- Carraleva Location within Kosovo Carraleva Location within Europe

Highest point
- Elevation: 1,055 m (3,461 ft)
- Coordinates: 42°27′00″N 20°53′00″E﻿ / ﻿42.45°N 20.883333°E

Naming
- Native name: Carralevë (Albanian); Црнољева (Serbian);

Geography
- Country: Kosovo

= Carraleva =

Mountain in Kosovo

Carraleva (Albanian indefinite form: Carralevë) or Crnoljeva (Црнољева) is a mountain in central Kosovo, dividing its two main geographical regions, the Kosovo Plain and Dukagjin. Carraleva is also a point where all three drainage basins of Kosovo (and three out of four in the Balkans) meet, making the mountain a major hydrographic knot. It is named after the village of Carraleva.

Carraleva is located in the south-central part of Kosovo, between the valleys of the rivers Drenica (to the east) and Mirusha and Toplluha (to the west). The mountain is elongated in the north–south direction and divides the Prizren Depression of Metohija from the Drenica region of the Kosovo Plain. The highest peak is Topila (1,177 m), while the Drmanska Glava peak (926 m) is point of the hydrographic knot. Another prominent peak is the Korenik (1,142 m).

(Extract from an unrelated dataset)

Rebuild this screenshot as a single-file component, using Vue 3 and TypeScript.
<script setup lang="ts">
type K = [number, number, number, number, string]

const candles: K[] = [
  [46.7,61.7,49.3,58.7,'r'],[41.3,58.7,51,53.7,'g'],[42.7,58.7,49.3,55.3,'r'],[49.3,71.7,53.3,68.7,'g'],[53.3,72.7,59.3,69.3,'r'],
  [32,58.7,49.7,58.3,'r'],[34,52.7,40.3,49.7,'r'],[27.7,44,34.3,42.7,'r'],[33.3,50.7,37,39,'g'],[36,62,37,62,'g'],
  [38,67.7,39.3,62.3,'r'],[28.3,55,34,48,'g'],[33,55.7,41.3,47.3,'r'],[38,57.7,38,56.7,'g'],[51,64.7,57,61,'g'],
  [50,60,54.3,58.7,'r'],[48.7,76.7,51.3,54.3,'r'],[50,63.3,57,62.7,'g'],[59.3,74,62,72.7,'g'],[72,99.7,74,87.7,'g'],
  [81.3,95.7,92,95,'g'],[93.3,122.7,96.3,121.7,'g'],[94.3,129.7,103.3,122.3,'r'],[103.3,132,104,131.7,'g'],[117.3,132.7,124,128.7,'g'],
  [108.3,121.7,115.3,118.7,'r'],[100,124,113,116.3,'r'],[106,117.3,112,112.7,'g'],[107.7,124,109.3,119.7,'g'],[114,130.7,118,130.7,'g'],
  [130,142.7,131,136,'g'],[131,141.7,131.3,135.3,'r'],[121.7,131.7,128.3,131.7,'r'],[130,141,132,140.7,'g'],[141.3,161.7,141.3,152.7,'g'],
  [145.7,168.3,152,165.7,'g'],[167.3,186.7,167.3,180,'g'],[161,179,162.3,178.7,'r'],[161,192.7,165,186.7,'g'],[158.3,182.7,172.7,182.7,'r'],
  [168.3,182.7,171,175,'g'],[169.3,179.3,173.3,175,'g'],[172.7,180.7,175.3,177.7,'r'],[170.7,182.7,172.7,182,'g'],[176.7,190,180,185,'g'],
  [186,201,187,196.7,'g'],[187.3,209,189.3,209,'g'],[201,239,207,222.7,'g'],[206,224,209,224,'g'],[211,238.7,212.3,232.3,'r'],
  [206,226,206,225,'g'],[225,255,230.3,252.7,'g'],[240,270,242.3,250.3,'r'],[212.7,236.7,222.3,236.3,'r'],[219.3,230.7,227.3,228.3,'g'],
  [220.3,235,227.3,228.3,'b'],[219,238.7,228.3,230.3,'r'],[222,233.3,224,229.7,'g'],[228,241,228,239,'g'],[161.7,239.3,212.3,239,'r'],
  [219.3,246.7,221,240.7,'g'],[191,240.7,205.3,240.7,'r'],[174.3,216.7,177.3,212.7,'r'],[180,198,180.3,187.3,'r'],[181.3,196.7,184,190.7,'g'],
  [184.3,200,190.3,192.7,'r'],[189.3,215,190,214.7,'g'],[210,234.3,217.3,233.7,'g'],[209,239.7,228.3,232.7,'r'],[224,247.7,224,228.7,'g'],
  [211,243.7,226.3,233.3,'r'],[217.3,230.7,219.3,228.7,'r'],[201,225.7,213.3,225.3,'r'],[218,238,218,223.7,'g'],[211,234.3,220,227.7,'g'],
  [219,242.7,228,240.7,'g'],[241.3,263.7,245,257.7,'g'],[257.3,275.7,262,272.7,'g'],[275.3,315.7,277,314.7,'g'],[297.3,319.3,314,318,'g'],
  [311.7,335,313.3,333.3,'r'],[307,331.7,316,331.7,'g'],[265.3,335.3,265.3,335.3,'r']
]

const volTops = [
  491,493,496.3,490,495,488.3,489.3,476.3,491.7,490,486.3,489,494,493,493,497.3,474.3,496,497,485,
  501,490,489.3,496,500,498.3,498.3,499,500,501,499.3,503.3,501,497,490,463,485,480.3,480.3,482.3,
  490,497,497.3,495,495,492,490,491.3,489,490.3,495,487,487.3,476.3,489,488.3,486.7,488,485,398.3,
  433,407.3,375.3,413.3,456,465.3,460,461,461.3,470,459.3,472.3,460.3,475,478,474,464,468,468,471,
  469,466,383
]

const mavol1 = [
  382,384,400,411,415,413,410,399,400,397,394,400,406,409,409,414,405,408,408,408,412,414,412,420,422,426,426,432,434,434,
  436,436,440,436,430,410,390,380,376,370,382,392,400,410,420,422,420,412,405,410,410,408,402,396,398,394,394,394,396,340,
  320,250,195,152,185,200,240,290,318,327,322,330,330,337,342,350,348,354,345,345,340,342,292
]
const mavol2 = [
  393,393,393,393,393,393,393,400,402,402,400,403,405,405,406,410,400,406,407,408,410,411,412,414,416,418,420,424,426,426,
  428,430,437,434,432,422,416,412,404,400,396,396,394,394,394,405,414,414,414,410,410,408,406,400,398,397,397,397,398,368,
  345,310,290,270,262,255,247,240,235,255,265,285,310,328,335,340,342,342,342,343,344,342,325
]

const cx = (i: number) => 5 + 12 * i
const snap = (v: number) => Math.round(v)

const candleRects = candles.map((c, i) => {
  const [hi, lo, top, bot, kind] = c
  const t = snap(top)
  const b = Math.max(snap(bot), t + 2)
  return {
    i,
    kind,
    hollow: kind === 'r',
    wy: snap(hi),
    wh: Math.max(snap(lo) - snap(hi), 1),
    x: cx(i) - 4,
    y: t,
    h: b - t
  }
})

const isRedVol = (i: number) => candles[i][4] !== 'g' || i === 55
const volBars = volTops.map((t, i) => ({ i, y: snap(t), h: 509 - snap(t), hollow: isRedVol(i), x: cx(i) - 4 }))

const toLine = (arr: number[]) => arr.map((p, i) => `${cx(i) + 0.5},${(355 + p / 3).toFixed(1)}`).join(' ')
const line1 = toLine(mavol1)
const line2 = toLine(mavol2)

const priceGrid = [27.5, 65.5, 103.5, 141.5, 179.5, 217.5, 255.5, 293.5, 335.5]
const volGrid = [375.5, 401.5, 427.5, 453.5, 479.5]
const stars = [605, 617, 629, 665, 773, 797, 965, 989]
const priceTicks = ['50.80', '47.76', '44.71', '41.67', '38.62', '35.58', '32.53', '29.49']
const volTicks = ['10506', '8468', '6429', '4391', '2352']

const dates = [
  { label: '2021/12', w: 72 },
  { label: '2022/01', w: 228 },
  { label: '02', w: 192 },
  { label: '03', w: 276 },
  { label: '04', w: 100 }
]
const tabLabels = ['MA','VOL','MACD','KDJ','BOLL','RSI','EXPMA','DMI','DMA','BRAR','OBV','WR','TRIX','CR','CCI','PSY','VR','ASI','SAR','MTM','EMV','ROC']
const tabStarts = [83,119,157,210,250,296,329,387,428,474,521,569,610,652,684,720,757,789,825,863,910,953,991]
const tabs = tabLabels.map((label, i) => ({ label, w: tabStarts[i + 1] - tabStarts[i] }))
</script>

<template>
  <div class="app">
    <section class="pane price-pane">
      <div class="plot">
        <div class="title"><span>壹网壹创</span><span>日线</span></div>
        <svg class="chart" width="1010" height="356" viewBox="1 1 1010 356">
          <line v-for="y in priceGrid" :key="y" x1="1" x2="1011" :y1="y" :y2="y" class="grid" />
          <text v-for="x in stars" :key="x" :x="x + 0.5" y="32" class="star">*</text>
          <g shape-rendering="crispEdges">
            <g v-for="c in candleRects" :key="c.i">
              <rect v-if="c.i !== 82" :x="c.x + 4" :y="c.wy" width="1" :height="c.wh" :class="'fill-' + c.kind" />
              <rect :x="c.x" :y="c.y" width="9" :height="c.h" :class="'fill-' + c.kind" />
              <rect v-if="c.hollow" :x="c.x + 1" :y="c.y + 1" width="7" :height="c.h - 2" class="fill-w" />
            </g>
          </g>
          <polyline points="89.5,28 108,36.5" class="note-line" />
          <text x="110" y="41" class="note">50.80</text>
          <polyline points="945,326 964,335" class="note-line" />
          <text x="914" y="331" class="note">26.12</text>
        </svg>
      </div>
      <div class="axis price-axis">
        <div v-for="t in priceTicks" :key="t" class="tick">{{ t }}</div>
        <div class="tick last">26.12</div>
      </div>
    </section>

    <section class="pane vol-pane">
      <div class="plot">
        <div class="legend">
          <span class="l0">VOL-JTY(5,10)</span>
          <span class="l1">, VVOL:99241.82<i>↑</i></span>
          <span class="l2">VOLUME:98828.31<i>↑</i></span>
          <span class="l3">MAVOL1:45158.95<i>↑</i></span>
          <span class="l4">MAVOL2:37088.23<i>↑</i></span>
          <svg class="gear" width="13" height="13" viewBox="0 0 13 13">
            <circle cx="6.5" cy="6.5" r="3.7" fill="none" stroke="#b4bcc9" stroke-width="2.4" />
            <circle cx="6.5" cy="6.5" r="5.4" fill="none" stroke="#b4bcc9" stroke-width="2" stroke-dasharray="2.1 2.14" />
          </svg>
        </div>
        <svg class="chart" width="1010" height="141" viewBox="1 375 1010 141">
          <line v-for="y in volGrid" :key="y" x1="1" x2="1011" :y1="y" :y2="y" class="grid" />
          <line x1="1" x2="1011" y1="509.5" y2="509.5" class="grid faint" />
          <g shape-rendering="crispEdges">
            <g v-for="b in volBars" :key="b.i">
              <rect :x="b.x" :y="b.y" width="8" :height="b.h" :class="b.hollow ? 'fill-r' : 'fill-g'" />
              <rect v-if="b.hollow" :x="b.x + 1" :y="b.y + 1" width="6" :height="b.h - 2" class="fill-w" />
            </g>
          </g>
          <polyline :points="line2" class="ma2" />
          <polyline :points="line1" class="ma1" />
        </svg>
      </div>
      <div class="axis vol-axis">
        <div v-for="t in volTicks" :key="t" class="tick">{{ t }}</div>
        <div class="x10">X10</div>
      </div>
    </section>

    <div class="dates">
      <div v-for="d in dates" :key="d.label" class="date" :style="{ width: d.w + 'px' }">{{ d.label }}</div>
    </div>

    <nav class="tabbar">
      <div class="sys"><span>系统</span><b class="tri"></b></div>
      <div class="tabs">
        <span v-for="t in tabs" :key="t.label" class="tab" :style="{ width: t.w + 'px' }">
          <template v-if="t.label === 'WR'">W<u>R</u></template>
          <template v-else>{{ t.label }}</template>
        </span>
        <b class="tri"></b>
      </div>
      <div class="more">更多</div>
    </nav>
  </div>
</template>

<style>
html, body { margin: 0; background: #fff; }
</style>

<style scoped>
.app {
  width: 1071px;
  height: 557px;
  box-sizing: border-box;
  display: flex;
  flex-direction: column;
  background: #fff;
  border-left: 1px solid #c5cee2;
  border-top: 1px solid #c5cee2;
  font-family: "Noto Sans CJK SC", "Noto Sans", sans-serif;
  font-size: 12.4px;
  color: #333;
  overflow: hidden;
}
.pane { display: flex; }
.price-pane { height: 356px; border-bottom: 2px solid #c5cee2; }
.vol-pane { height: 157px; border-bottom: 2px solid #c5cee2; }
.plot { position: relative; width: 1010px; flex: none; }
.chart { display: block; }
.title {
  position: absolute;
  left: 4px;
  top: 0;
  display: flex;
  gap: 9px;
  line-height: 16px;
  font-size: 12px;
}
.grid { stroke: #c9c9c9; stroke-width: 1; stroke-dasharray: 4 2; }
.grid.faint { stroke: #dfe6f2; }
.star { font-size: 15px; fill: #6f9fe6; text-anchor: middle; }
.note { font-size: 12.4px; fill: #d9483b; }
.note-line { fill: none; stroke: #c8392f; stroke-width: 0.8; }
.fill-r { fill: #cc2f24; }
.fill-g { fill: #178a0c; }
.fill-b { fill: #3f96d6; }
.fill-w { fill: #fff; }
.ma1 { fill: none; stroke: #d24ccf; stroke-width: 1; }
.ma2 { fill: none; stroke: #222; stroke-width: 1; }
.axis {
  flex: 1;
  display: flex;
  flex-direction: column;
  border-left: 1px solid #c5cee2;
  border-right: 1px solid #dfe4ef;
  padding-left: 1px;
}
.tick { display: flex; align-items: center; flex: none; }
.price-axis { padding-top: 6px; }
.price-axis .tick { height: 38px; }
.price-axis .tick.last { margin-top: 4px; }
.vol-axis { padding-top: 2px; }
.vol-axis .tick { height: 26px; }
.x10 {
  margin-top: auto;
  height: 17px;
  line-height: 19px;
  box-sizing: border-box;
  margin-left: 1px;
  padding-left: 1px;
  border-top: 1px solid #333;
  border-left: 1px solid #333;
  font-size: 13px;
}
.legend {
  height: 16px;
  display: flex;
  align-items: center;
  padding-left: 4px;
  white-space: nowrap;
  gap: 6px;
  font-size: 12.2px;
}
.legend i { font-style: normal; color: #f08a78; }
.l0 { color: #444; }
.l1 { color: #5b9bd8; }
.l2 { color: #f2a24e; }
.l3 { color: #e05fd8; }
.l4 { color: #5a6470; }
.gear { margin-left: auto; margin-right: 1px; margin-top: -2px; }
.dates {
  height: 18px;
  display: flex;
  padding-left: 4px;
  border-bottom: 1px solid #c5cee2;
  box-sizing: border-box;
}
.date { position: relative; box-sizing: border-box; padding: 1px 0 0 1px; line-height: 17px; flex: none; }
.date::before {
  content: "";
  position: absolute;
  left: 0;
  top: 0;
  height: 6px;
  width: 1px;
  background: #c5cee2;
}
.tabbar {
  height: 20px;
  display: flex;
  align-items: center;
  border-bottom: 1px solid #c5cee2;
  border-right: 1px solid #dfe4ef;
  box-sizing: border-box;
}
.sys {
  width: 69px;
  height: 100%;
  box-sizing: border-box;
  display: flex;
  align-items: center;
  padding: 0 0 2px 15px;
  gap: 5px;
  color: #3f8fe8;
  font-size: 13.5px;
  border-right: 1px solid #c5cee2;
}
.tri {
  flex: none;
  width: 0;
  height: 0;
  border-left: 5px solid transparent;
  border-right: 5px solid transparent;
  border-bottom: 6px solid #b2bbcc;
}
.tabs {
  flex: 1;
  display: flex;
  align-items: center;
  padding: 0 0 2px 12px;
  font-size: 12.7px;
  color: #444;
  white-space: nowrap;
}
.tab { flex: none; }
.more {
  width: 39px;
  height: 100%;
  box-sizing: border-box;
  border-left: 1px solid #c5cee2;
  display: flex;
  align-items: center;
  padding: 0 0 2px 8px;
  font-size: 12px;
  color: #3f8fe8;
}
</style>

Carraleva is rich in ores, most notably the chromium, magnesite and coal. Right through the middle of the mountain goes the regional Ferizaj–Prizren road, using the natural route of the Carraleva river valley.

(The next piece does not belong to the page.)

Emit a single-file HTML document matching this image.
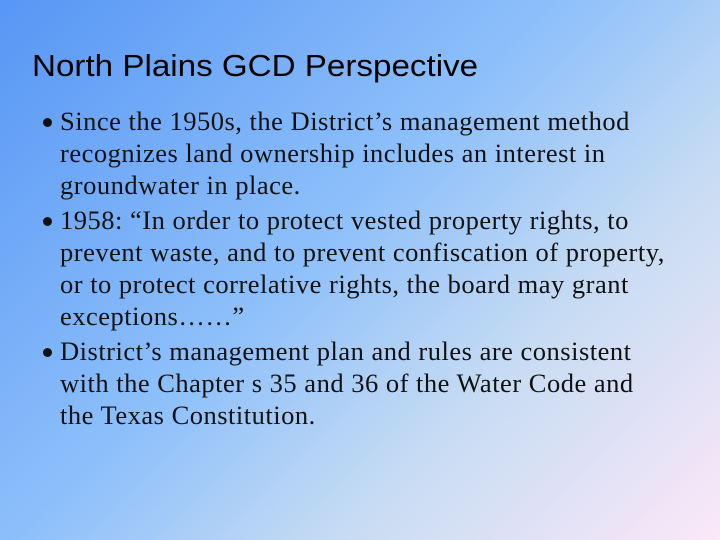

Some rivers originating from the mountain are:

- Drenica, Topila and Carraleva; through the Sitnica they drain the area into the Black Sea;
- Nerodimka; through the Lepenac it drains the area into the Aegean Sea;
- Banja, Mirusha and Toplluha; through the White Drin they drain the area into the Adriatic Sea;

Larger settlements around the Carraleva are Shtime (east), Suva Reka, Bllacë, Banja, Malisheva (west), Llapushnik, Komoran (north) and Carraleva (east).

The mountain is the place of a battle between Albanian rebels and Ottoman forces in 1910, that is known as the Battle of Carraleva Pass.